» **Request**
Extract all lines that hold the string "React".

-- BEGIN Dataset extract --

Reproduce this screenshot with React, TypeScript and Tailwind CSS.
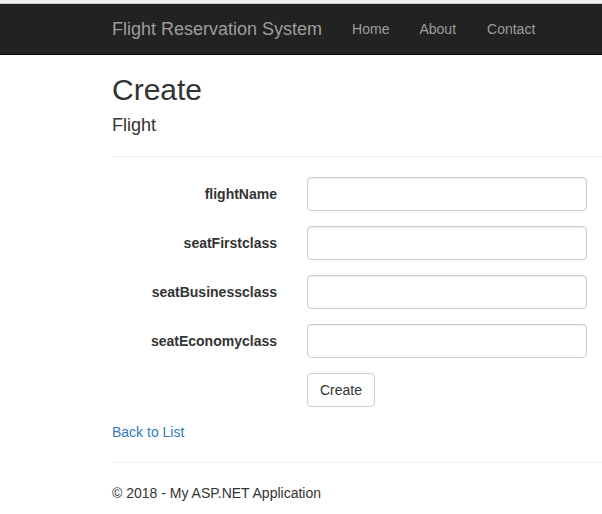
const fields = ['flightName', 'seatFirstclass', 'seatBusinessclass', 'seatEconomyclass'];

const App: React.FC = () => {
  return (
    <div className="min-h-[514px] bg-white text-[14px] leading-[20px] text-[#333] font-['Liberation_Sans',Arial,sans-serif]">
      <div className="h-[4px] bg-[#f0f0f0] border-b border-[#cfcfcf]" />
      <nav className="h-[51px] bg-[#222] border-b border-[#080808] pl-[112px] flex items-center">
        <a className="text-[18px] leading-[20px] text-[#9d9d9d] mr-[30px]">Flight Reservation System</a>
        <div className="flex gap-[30px] text-[#9d9d9d]">
          <a>Home</a>
          <a>About</a>
          <a className="ml-px">Contact</a>
        </div>
      </nav>
      <main className="pl-[112px]">
        <h2 className="mt-[18px] text-[30px] leading-[33px] font-normal">Create</h2>
        <h4 className="mt-[10px] text-[18px] leading-[19.8px] font-normal">Flight</h4>
        <hr className="mt-[20px] mb-[20px] border-t border-[#eee]" />
        <form className="flex flex-col">
          {fields.map((name) => (
            <div key={name} className="mb-[15px] grid grid-cols-[165px_280px] gap-x-[30px]">
              <label className="pt-[7px] text-right font-bold">{name}</label>
              <input className="h-[34px] rounded-[4px] border border-[#ccc] px-3 shadow-[inset_0_1px_1px_rgba(0,0,0,0.075)]" />
            </div>
          ))}
          <div className="mb-[15px] pl-[195px]">
            <button type="button" className="h-[34px] px-[12px] rounded-[4px] border border-[#ccc] bg-white text-[#333]">Create</button>
          </div>
        </form>
        <div>
          <a className="text-[#337ab7]">Back to List</a>
        </div>
        <hr className="mt-[20px] mb-[20px] border-t border-[#eee]" />
        <footer>
          <p>© 2018 - My ASP.NET Application</p>
        </footer>
      </main>
    </div>
  );
};

export default App;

-- END Dataset extract --

» **Final result**
Reproduce this screenshot with React, TypeScript and Tailwind CSS.
const App: React.FC = () => {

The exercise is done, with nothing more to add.